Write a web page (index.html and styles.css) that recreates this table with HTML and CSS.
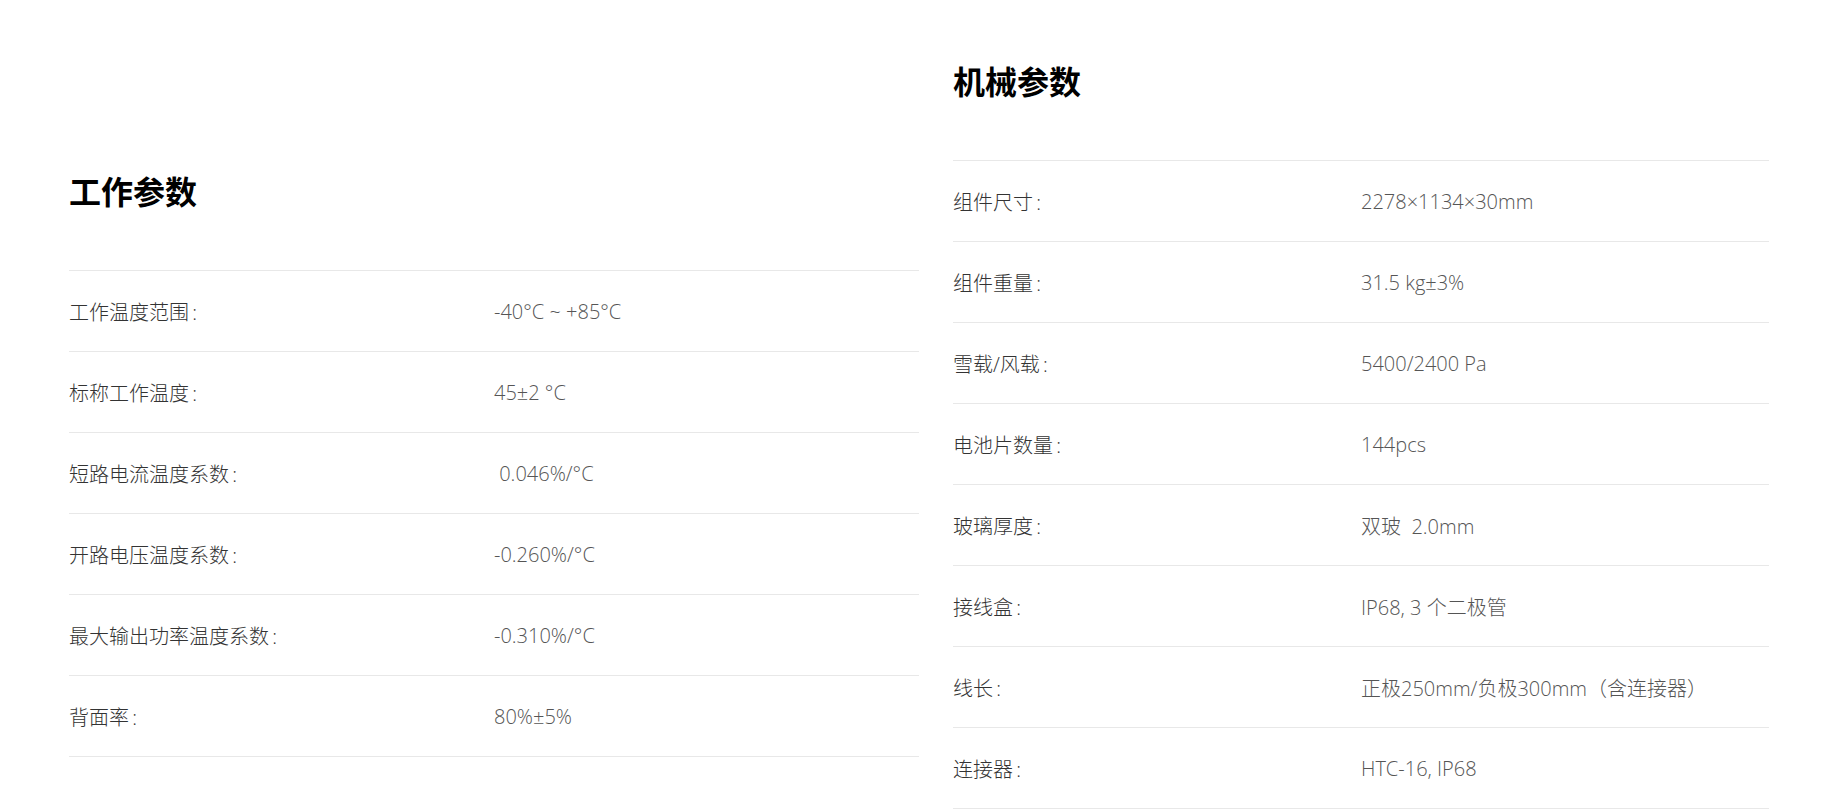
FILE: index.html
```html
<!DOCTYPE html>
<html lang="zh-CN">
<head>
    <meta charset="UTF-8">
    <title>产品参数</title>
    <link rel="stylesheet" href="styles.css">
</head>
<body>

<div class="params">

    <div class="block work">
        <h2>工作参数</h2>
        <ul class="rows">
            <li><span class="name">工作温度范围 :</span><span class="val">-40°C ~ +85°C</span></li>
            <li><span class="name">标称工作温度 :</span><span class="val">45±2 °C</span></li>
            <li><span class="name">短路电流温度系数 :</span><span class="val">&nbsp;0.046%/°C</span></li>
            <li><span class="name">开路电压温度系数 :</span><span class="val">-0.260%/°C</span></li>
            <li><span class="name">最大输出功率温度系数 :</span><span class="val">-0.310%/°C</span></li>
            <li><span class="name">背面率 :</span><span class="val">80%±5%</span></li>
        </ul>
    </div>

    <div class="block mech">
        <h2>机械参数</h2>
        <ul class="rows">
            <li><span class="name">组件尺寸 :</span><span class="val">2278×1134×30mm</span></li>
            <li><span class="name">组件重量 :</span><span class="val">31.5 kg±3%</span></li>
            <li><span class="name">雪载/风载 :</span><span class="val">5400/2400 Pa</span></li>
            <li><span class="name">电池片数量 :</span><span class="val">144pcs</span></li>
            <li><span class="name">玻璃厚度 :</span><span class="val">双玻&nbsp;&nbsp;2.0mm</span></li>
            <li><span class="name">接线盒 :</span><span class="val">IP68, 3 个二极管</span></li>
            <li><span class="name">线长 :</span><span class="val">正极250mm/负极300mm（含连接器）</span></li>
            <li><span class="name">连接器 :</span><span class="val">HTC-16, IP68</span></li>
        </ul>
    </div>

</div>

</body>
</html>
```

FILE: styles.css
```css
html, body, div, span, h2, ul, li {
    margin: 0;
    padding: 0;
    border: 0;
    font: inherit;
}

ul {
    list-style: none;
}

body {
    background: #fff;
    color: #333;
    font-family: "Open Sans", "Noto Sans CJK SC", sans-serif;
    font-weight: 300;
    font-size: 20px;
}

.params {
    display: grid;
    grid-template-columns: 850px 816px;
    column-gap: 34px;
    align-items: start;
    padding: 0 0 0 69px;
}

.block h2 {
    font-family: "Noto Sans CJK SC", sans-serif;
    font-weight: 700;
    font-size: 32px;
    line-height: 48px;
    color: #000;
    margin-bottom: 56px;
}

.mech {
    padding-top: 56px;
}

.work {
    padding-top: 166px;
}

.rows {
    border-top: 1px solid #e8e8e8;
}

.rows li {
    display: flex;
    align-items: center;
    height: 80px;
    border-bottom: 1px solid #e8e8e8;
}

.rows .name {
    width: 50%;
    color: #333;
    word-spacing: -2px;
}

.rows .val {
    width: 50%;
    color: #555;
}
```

● ● ●

* WORK TO BE COMPLETED *
The lines to collect are those holding the string "styles"; copy them all.

* FULL ANSWER *
Write a web page (index.html and styles.css) that recreates this table with HTML and CSS.
    <link rel="stylesheet" href="styles.css">
FILE: styles.css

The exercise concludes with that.